↓
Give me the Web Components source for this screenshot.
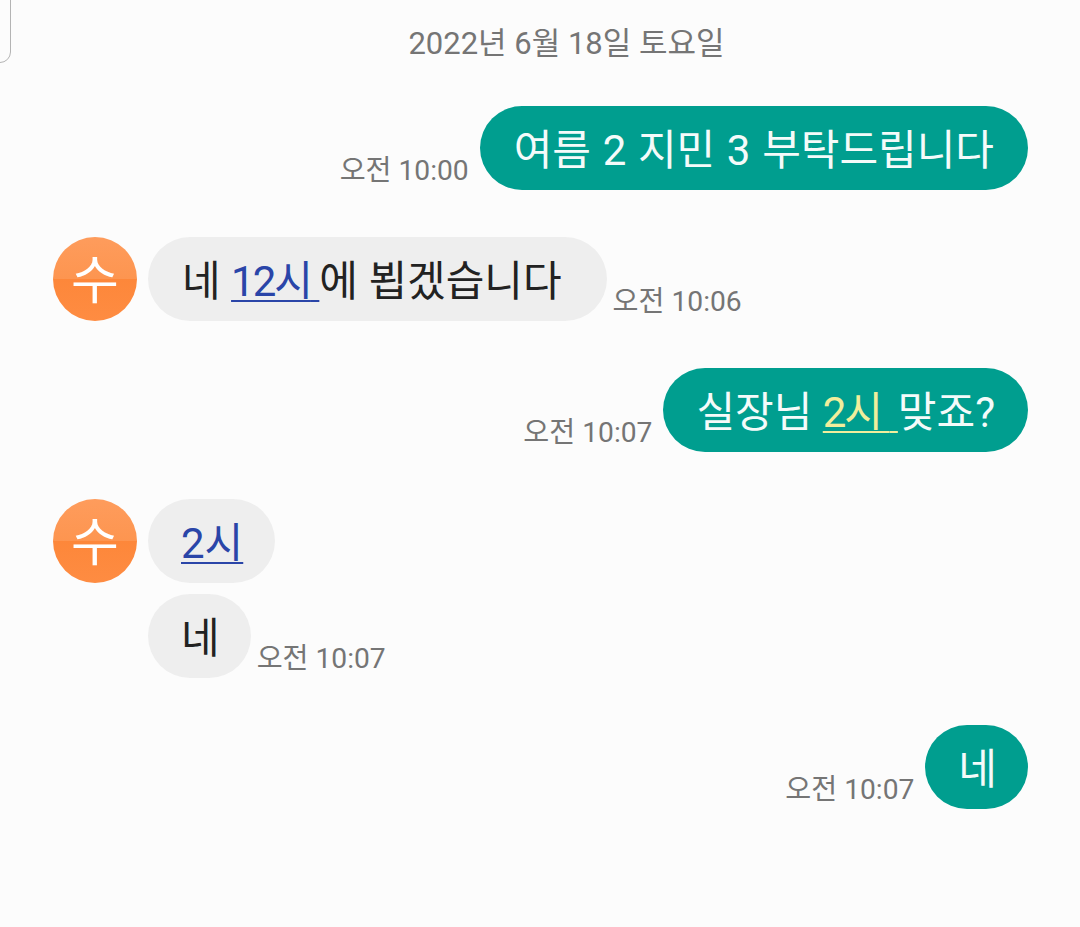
<!DOCTYPE html>
<html lang="ko">
<head>
<meta charset="utf-8">
<title>메시지</title>
<style>
  html, body { margin: 0; height: 100%; }
  body {
    background: #fcfcfc;
    font-family: "Roboto", "Noto Sans CJK KR", sans-serif;
    overflow: hidden;
  }
</style>
</head>
<body>
<chat-thread>
  <chat-date>2022년 6월 18일 토요일</chat-date>

  <chat-group mine>
    <chat-row mine time="오전 10:00"><chat-bubble mine spaced>여름 2 지민 3 부탁드립니다</chat-bubble></chat-row>
  </chat-group>

  <chat-group>
    <chat-row avatar="수" time="오전 10:06"><chat-bubble wide>네 <chat-link tight>12시</chat-link>에 뵙겠습니다</chat-bubble></chat-row>
  </chat-group>

  <chat-group mine>
    <chat-row mine time="오전 10:07"><chat-bubble mine snug>실장님 <chat-link mine tight>2시&nbsp;</chat-link>맞죠?</chat-bubble></chat-row>
  </chat-group>

  <chat-group>
    <chat-row avatar="수"><chat-bubble narrow><chat-link>2시</chat-link></chat-bubble></chat-row>
    <chat-row indent time="오전 10:07"><chat-bubble narrow tiny>네</chat-bubble></chat-row>
  </chat-group>

  <chat-group mine>
    <chat-row mine time="오전 10:07"><chat-bubble mine narrow tiny>네</chat-bubble></chat-row>
  </chat-group>
</chat-thread>

<script>
class ChatThread extends HTMLElement {
    constructor() {
        super();
        this.attachShadow({mode : "open"});
        this.shadowRoot.innerHTML = `
            <style>
                :host {
                    display: flex;
                    flex-direction: column;
                    position: relative;
                    height: 927px;
                    box-sizing: border-box;
                    padding: 0 52px 0 53px;
                }
                .corner {
                    position: absolute;
                    left: -12px;
                    top: -12px;
                    width: 21px;
                    height: 73px;
                    border: 1.5px solid #b4b4b4;
                    border-radius: 11px;
                }
            </style>
            <div class="corner"></div>
            <slot></slot>
        `;
    }
}

class ChatDate extends HTMLElement {
    constructor() {
        super();
        this.attachShadow({mode : "open"});
        this.shadowRoot.innerHTML = `
            <style>
                :host {
                    display: block;
                    height: 106px;
                    box-sizing: border-box;
                    padding-top: 23px;
                    padding-left: 52px;
                    text-align: center;
                    font-size: 31px;
                    line-height: 42px;
                    color: #757575;
                }
            </style>
            <slot></slot>
        `;
    }
}

class ChatGroup extends HTMLElement {
    constructor() {
        super();
        this.attachShadow({mode : "open"});
        this.shadowRoot.innerHTML = `
            <style>
                :host {
                    display: flex;
                    flex-direction: column;
                    gap: 11px;
                    margin-bottom: 47px;
                }
            </style>
            <slot></slot>
        `;
    }
}

class ChatRow extends HTMLElement {
    constructor() {
        super();
        this.attachShadow({mode : "open"});
    }

    connectedCallback() {
        const mine = this.hasAttribute("mine");
        const time = this.getAttribute("time");
        const avatar = this.getAttribute("avatar");
        const timeHtml = time ? `<span class="time">${time}</span>` : "";
        const avatarHtml = avatar ? `<span class="avatar">${avatar}</span>` : "";

        this.shadowRoot.innerHTML = `
            <style>
                :host {
                    display: flex;
                    align-items: flex-end;
                    justify-content: ${mine ? "flex-end" : "flex-start"};
                }
                :host([indent]) { padding-left: 95px; }
                .avatar {
                    flex: none;
                    width: 84px;
                    height: 84px;
                    box-sizing: border-box;
                    padding-top: 6px;
                    margin-right: 11px;
                    border-radius: 50%;
                    display: flex;
                    align-items: center;
                    justify-content: center;
                    color: #fff;
                    font-size: 52px;
                    line-height: 1;
                    background: linear-gradient(180deg, #fe9c5c 0%, #fd9550 50%, #fd873a 50%, #fe8c42 100%);
                }
                .time {
                    font-size: 28.2px;
                    line-height: 38px;
                    color: #757575;
                    white-space: nowrap;
                    margin: ${mine ? "0 11px 0 0" : "0 0 0 6px"};
                }
            </style>
            ${mine ? timeHtml : avatarHtml}
            <slot></slot>
            ${mine ? "" : timeHtml}
        `;
    }
}

class ChatBubble extends HTMLElement {
    constructor() {
        super();
        this.attachShadow({mode : "open"});
        this.shadowRoot.innerHTML = `
            <style>
                :host {
                    display: block;
                    height: 84px;
                    box-sizing: border-box;
                    padding: 0 34px;
                    border-radius: 42px;
                    background: #eeeeee;
                    color: #222222;
                    font-size: 42px;
                    line-height: 90px;
                    white-space: nowrap;
                }
                :host([mine]) {
                    background: #009e8f;
                    color: #f4fbfa;
                }
                :host([spaced]) { word-spacing: 1.25px; }
                :host([snug]) { padding: 0 33px; }
                :host([wide]) { padding-right: 45px; }
                :host([narrow]) { padding: 0 32px 0 33px; }
                :host([tiny]) { padding-right: 31px; }
            </style>
            <slot></slot>
        `;
    }
}

class ChatLink extends HTMLElement {
    constructor() {
        super();
        this.attachShadow({mode : "open"});
        this.shadowRoot.innerHTML = `
            <style>
                :host {
                    display: inline;
                    color: #2a45a8;
                    text-decoration: underline;
                    text-decoration-thickness: 2px;
                    text-underline-offset: 4px;
                }
                :host([mine]) { color: #f0ee9c; }
                :host([tight]) { letter-spacing: -2px; }
            </style>
            <slot></slot>
        `;
    }
}

customElements.define("chat-thread", ChatThread);
customElements.define("chat-date", ChatDate);
customElements.define("chat-group", ChatGroup);
customElements.define("chat-row", ChatRow);
customElements.define("chat-bubble", ChatBubble);
customElements.define("chat-link", ChatLink);
</script>
</body>
</html>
↑
- Written task: Except for the pictures, give all the material above again verbatim.

- Complete output:
Give me the Web Components source for this screenshot.
<!DOCTYPE html>
<html lang="ko">
<head>
<meta charset="utf-8">
<title>메시지</title>
<style>
  html, body { margin: 0; height: 100%; }
  body {
    background: #fcfcfc;
    font-family: "Roboto", "Noto Sans CJK KR", sans-serif;
    overflow: hidden;
  }
</style>
</head>
<body>
<chat-thread>
  <chat-date>2022년 6월 18일 토요일</chat-date>

  <chat-group mine>
    <chat-row mine time="오전 10:00"><chat-bubble mine spaced>여름 2 지민 3 부탁드립니다</chat-bubble></chat-row>
  </chat-group>

  <chat-group>
    <chat-row avatar="수" time="오전 10:06"><chat-bubble wide>네 <chat-link tight>12시</chat-link>에 뵙겠습니다</chat-bubble></chat-row>
  </chat-group>

  <chat-group mine>
    <chat-row mine time="오전 10:07"><chat-bubble mine snug>실장님 <chat-link mine tight>2시&nbsp;</chat-link>맞죠?</chat-bubble></chat-row>
  </chat-group>

  <chat-group>
    <chat-row avatar="수"><chat-bubble narrow><chat-link>2시</chat-link></chat-bubble></chat-row>
    <chat-row indent time="오전 10:07"><chat-bubble narrow tiny>네</chat-bubble></chat-row>
  </chat-group>

  <chat-group mine>
    <chat-row mine time="오전 10:07"><chat-bubble mine narrow tiny>네</chat-bubble></chat-row>
  </chat-group>
</chat-thread>

<script>
class ChatThread extends HTMLElement {
    constructor() {
        super();
        this.attachShadow({mode : "open"});
        this.shadowRoot.innerHTML = `
            <style>
                :host {
                    display: flex;
                    flex-direction: column;
                    position: relative;
                    height: 927px;
                    box-sizing: border-box;
                    padding: 0 52px 0 53px;
                }
                .corner {
                    position: absolute;
                    left: -12px;
                    top: -12px;
                    width: 21px;
                    height: 73px;
                    border: 1.5px solid #b4b4b4;
                    border-radius: 11px;
                }
            </style>
            <div class="corner"></div>
            <slot></slot>
        `;
    }
}

class ChatDate extends HTMLElement {
    constructor() {
        super();
        this.attachShadow({mode : "open"});
        this.shadowRoot.innerHTML = `
            <style>
                :host {
                    display: block;
                    height: 106px;
                    box-sizing: border-box;
                    padding-top: 23px;
                    padding-left: 52px;
                    text-align: center;
                    font-size: 31px;
                    line-height: 42px;
                    color: #757575;
                }
            </style>
            <slot></slot>
        `;
    }
}

class ChatGroup extends HTMLElement {
    constructor() {
        super();
        this.attachShadow({mode : "open"});
        this.shadowRoot.innerHTML = `
            <style>
                :host {
                    display: flex;
                    flex-direction: column;
                    gap: 11px;
                    margin-bottom: 47px;
                }
            </style>
            <slot></slot>
        `;
    }
}

class ChatRow extends HTMLElement {
    constructor() {
        super();
        this.attachShadow({mode : "open"});
    }

    connectedCallback() {
        const mine = this.hasAttribute("mine");
        const time = this.getAttribute("time");
        const avatar = this.getAttribute("avatar");
        const timeHtml = time ? `<span class="time">${time}</span>` : "";
        const avatarHtml = avatar ? `<span class="avatar">${avatar}</span>` : "";

        this.shadowRoot.innerHTML = `
            <style>
                :host {
                    display: flex;
                    align-items: flex-end;
                    justify-content: ${mine ? "flex-end" : "flex-start"};
                }
                :host([indent]) { padding-left: 95px; }
                .avatar {
                    flex: none;
                    width: 84px;
                    height: 84px;
                    box-sizing: border-box;
                    padding-top: 6px;
                    margin-right: 11px;
                    border-radius: 50%;
                    display: flex;
                    align-items: center;
                    justify-content: center;
                    color: #fff;
                    font-size: 52px;
                    line-height: 1;
                    background: linear-gradient(180deg, #fe9c5c 0%, #fd9550 50%, #fd873a 50%, #fe8c42 100%);
                }
                .time {
                    font-size: 28.2px;
                    line-height: 38px;
                    color: #757575;
                    white-space: nowrap;
                    margin: ${mine ? "0 11px 0 0" : "0 0 0 6px"};
                }
            </style>
            ${mine ? timeHtml : avatarHtml}
            <slot></slot>
            ${mine ? "" : timeHtml}
        `;
    }
}

class ChatBubble extends HTMLElement {
    constructor() {
        super();
        this.attachShadow({mode : "open"});
        this.shadowRoot.innerHTML = `
            <style>
                :host {
                    display: block;
                    height: 84px;
                    box-sizing: border-box;
                    padding: 0 34px;
                    border-radius: 42px;
                    background: #eeeeee;
                    color: #222222;
                    font-size: 42px;
                    line-height: 90px;
                    white-space: nowrap;
                }
                :host([mine]) {
                    background: #009e8f;
                    color: #f4fbfa;
                }
                :host([spaced]) { word-spacing: 1.25px; }
                :host([snug]) { padding: 0 33px; }
                :host([wide]) { padding-right: 45px; }
                :host([narrow]) { padding: 0 32px 0 33px; }
                :host([tiny]) { padding-right: 31px; }
            </style>
            <slot></slot>
        `;
    }
}

class ChatLink extends HTMLElement {
    constructor() {
        super();
        this.attachShadow({mode : "open"});
        this.shadowRoot.innerHTML = `
            <style>
                :host {
                    display: inline;
                    color: #2a45a8;
                    text-decoration: underline;
                    text-decoration-thickness: 2px;
                    text-underline-offset: 4px;
                }
                :host([mine]) { color: #f0ee9c; }
                :host([tight]) { letter-spacing: -2px; }
            </style>
            <slot></slot>
        `;
    }
}

customElements.define("chat-thread", ChatThread);
customElements.define("chat-date", ChatDate);
customElements.define("chat-group", ChatGroup);
customElements.define("chat-row", ChatRow);
customElements.define("chat-bubble", ChatBubble);
customElements.define("chat-link", ChatLink);
</script>
</body>
</html>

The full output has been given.